The door-hanger campaign for nearby homes is a tactic that works specifically well for flooring because the visual impact of a finished floor is appealing and the installation disruption is visible to neighbors. A simple door hanger dropped on the 10–15 nearest homes after every install: "We just finished a floor installation at [Street Address]. Here's what it looked like — and here's what we can do for your home." Include a before/after photo (with client permission), a QR code to your Google profile, and a "neighbor discount" offer. The conversion rate on these is low in absolute terms but the cost is minimal — design, print, and 15 minutes of crew time — and the leads that come from them are pre-qualified by proximity and social trust.
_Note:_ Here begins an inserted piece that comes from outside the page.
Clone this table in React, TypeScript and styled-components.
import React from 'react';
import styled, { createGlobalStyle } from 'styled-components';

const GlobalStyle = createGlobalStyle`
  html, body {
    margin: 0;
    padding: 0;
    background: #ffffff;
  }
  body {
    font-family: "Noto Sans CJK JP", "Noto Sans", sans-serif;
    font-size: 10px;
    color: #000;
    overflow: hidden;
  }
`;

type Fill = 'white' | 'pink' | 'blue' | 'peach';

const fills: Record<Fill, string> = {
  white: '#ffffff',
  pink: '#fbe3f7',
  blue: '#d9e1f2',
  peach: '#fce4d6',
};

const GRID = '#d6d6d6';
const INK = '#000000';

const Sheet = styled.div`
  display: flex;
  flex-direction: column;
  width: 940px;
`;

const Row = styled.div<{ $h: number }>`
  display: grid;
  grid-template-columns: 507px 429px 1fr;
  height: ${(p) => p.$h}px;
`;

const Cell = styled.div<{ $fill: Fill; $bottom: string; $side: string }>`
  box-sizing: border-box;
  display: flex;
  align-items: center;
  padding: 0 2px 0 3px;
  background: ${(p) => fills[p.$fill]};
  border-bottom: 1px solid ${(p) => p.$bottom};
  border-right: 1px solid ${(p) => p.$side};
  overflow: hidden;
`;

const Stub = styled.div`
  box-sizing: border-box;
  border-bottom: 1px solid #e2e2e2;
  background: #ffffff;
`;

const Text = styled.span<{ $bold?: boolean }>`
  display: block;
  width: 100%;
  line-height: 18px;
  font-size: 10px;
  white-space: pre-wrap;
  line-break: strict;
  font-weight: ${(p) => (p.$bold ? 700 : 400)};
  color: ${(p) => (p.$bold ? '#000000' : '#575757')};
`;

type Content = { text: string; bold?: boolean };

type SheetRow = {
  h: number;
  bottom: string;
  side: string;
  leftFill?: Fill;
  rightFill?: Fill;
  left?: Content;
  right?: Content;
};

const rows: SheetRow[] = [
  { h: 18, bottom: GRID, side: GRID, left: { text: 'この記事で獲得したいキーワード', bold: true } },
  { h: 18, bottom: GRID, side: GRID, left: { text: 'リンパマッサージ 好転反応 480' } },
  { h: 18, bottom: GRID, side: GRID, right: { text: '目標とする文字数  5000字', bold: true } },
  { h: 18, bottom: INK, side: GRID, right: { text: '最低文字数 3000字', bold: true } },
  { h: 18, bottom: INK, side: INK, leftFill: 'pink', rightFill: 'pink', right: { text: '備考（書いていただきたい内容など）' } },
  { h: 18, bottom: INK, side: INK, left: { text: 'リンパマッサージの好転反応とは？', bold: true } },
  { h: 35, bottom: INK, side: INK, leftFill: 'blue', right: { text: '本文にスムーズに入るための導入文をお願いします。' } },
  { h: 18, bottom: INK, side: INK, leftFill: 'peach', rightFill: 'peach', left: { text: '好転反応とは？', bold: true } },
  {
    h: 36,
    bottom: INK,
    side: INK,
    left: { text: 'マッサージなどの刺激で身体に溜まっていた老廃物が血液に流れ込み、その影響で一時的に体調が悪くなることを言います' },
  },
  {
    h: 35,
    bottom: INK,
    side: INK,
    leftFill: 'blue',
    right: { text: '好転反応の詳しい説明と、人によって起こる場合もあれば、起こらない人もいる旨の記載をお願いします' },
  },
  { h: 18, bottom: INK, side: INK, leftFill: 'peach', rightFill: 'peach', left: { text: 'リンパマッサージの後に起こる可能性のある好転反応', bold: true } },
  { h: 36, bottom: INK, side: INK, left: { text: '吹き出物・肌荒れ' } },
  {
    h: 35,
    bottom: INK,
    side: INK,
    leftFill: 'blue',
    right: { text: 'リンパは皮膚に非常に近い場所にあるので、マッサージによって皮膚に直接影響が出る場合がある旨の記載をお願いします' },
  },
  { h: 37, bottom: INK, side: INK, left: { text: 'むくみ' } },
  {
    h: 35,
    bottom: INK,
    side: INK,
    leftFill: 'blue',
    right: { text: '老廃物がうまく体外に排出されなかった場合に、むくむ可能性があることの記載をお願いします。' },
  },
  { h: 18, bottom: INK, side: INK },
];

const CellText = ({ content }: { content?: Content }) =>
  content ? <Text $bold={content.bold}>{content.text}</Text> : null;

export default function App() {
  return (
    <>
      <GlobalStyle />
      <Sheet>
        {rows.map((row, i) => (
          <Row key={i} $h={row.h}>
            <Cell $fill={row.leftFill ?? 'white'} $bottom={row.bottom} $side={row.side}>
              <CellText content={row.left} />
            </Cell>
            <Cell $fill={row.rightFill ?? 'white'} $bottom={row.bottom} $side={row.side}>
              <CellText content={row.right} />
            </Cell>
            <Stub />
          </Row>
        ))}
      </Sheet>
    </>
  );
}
Before/after content from every project also serves a different purpose: neighborhood targeting on Meta. A before/after Reel showing a dated tile kitchen floor transformed into modern LVP, targeted at homeowners within 10 miles who are in the age and income demographic that buys flooring, is inexpensive and highly effective. Flooring is aspirational — people who see a beautiful finished floor and think "my floors look nothing like that" are your best audience. Every completed project is content. Use it.
Flooring buyers don't wait. They search, they contact a few companies, and they go with whoever books the measure first. If your response takes 6 hours, they already have a Wednesday measure scheduled with someone else.
The flooring sales system is not complicated. Five parts: a fast response that books the measure before anyone else calls back, a measure appointment that gets material picked and a quote delivered same-day, a Good/Better/Best menu that keeps homeowners from drowning in options, a quote that sells quality instead of racing to the lowest number, and a referral-and-content routine that turns every install into the next one. None of it takes a big technology budget. It takes doing the same things on every job — and deciding to win the race instead of hoping the homeowner circles back after shopping around.